Two years after the Kindle's UK launch, Amazon's digital book sales have outpaced all physical sales. UK readers were introduced to the Kindle in August 2010 and by May of the following year, ebooks were outselling hardcovers in the region at a rate of more than two to one. The latest update includes both hard and softcover books.

Amazon noted that it's particularly thrilled because it reached this milestone in the UK twice as fast as the US, where it took over two years for ebooks to outsell hardcovers by double and nearly four years to pass all physical books. Despite this rapid adoption of digital books, the company notes that its print business has continued to grow.

Amazon.co.uk has sold 114 Kindle books for every 100 print books so far in 2012, excluding free Kindle books while including hard copies without digital versions. The company reports that Kindle owners are more inclined to read, buying four times as much material as they did previously.

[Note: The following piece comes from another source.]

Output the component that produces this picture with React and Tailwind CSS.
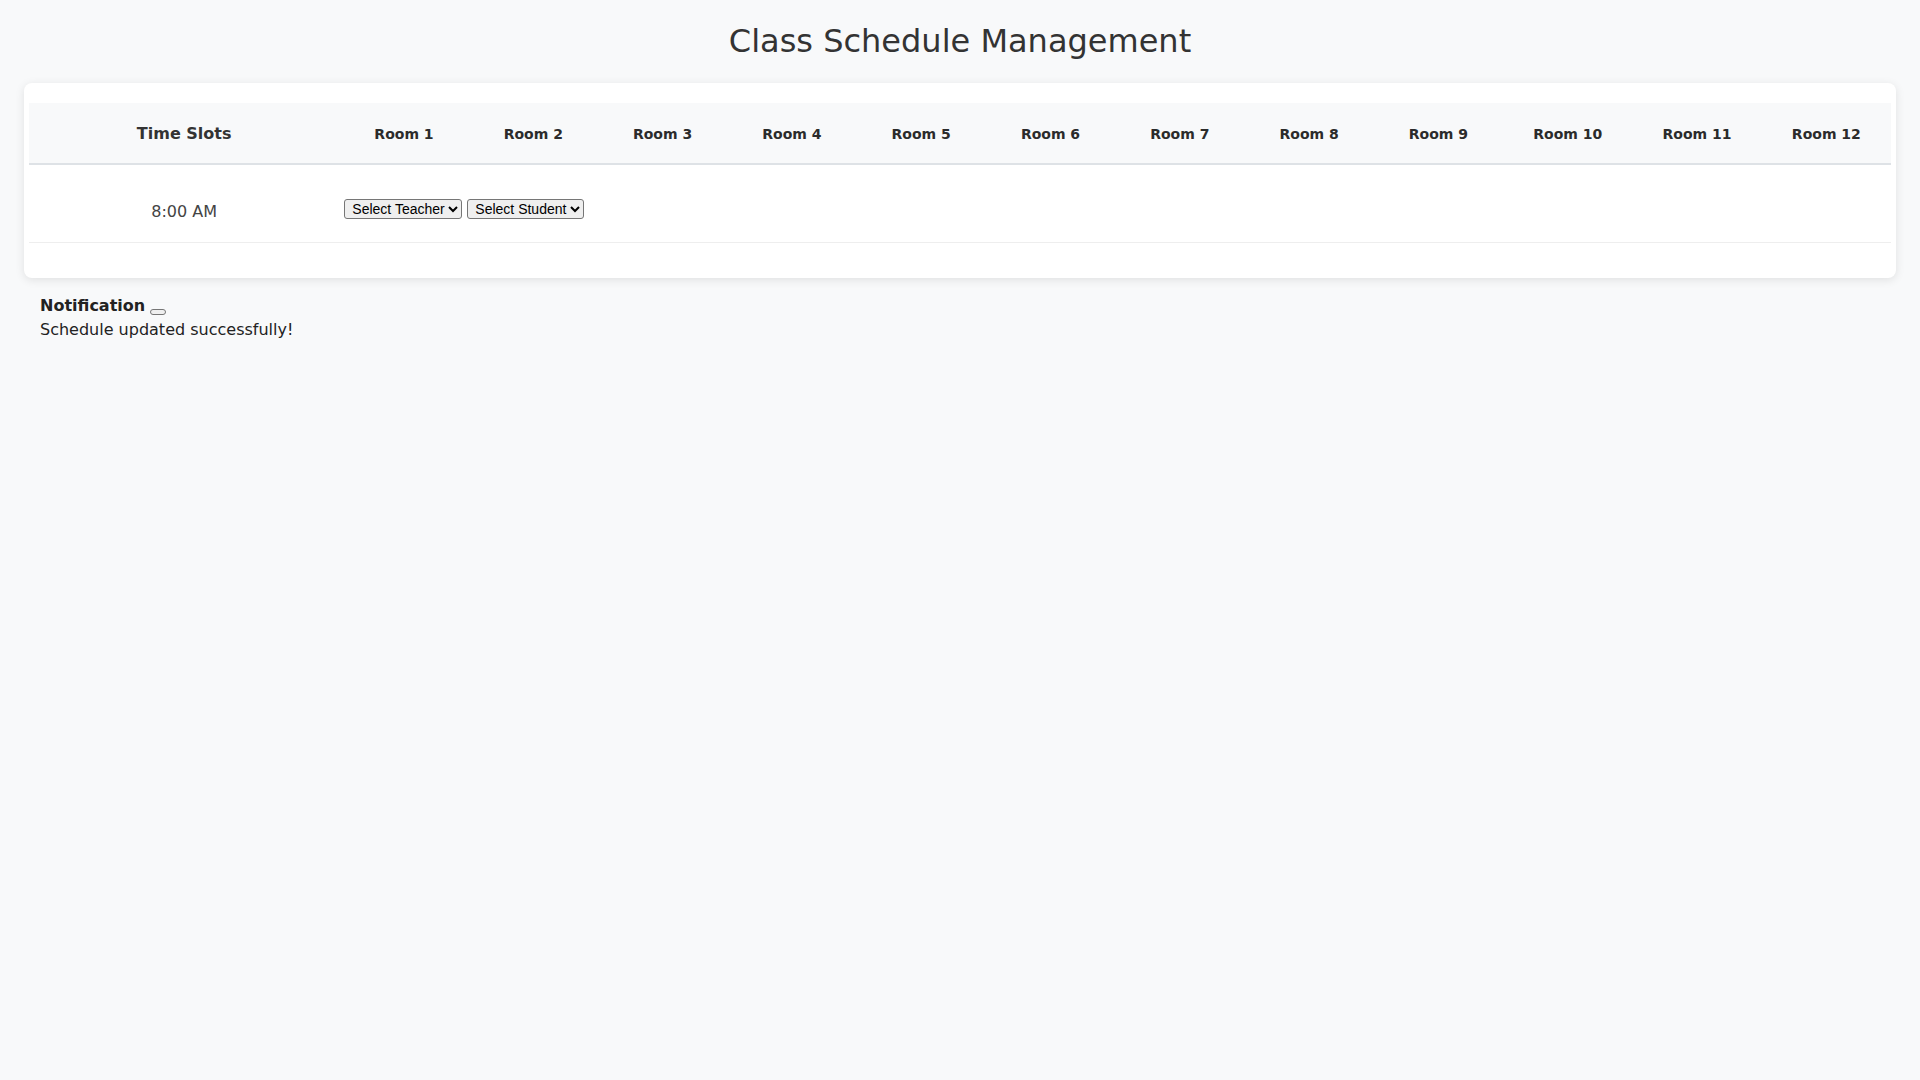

Many of them also continue to buy physical books.

Three of this year's top 10 Kindle authors – Nick Spalding, Katia Lief and Kerry Wilkinson – were published via Amazon's Kindle Direct Publishing (KDP), which offers up to 70% of royalties. As usual, Amazon is shy about providing raw sales figures, but it noted that Wilkinson has sold over 300,000 copies of his books since last July, while EL James, author of Fifty Shades of Grey, has broken records on both Amazon's physical and digital fronts, selling over two million Kindle books in only four months.